As well as the emotional power of the play, the production is heartstoppingly beautiful and almost unfathomably clever. This really could be an unstagable work but Sally Cookson’s production absolutely nails every last detail. She’s created a beautiful and unique (words I’m using a lot in this post, intentionally so) world and is totally committed to the story and her vision of it. Michael Vale’s set is astonishing and meets the key challenge of this piece – The Monster is literal, he has to actually appear – in such an innovative way. Using a set of ropes and pulleys to create the yew tree that The Monster inhabits, with cast members suspended in it as necessary, is genius. Matt Costain’s brilliant, occasionally Cirque du Soleil-esque, aerial work makes perfect use of it too. Set against Dick Straker’s beautiful, but also genuinely frightening, projection everything combines to create one of those theatrical images that will stay with me for a very, very long time.
Also of note is Aideen Malone’s lighting which is used so effectively to communicate place by casting the shapes of various different types of window onto the stage. Sounds weird, looks amazing. The production sounds amazing too, thanks largely to Benji Bowers’ incredible music and soundscape. That the lush, vivid, evocative wall of noise he creates is achieved by only two musicians (Bowers himself and brother Will) is kind of mind blowing.
This production is a real ensemble piece which I always find fascinating to watch; especially so in this case since the ensemble do so much to physically create the world of the show as well as just act in it. As the only actor who gets to do just one thing – play Conor, the kid at the heart of the story – Matthew Tennyson is brilliant, perfectly incapsulating the anger, sadness, guilt and fear that grief always comprises. Stuart Goodwin is a fantastically charismatic, comforting and threatening Monster. Marianne Oldham is heartbreaking as Conor’s mum – especially so given she has to drive so much of the narrative in relatively little stage time. But really it’s not the individual performances that make this show. It’s watching the whole cast very literally work together to create a world and tell a story that’s so thrilling.

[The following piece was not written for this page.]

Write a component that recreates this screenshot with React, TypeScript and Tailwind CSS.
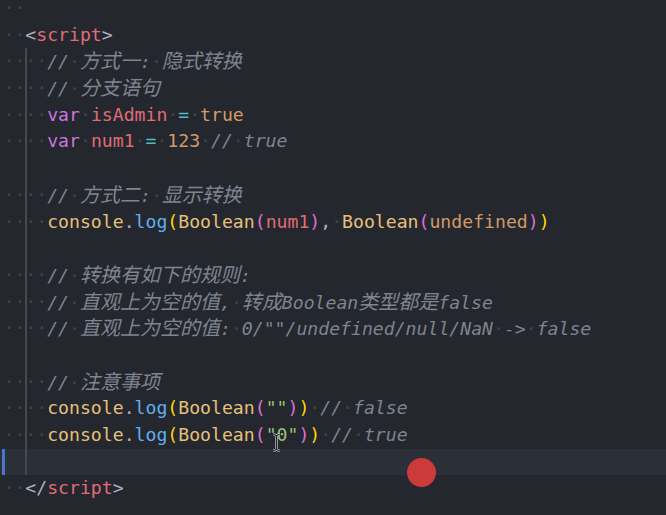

At it’s very best, theatre can be both transformative and transport you to another world. A Monster Calls absolutely is and does both. I cried like a baby and marvelled at the theatre craft. I came away with a better understanding of grief than I think I’ve ever had and a deep thankfulness for a few hours spent thoroughly immersed in a story. In my glorious rule, this production will be available on the NHS.
Oh, and in case you thought I was joking…
A Monster Calls is at the Old Vic until 25th August.
I sat in seat C31 in the Lilian Baylis Circle for this show and paid £5 (yes £5: FIVE POUNDS) for my completely unobstructed view seat at a preview performance. I challenge anyone to come up with a better way to spend a fiver in London this summer.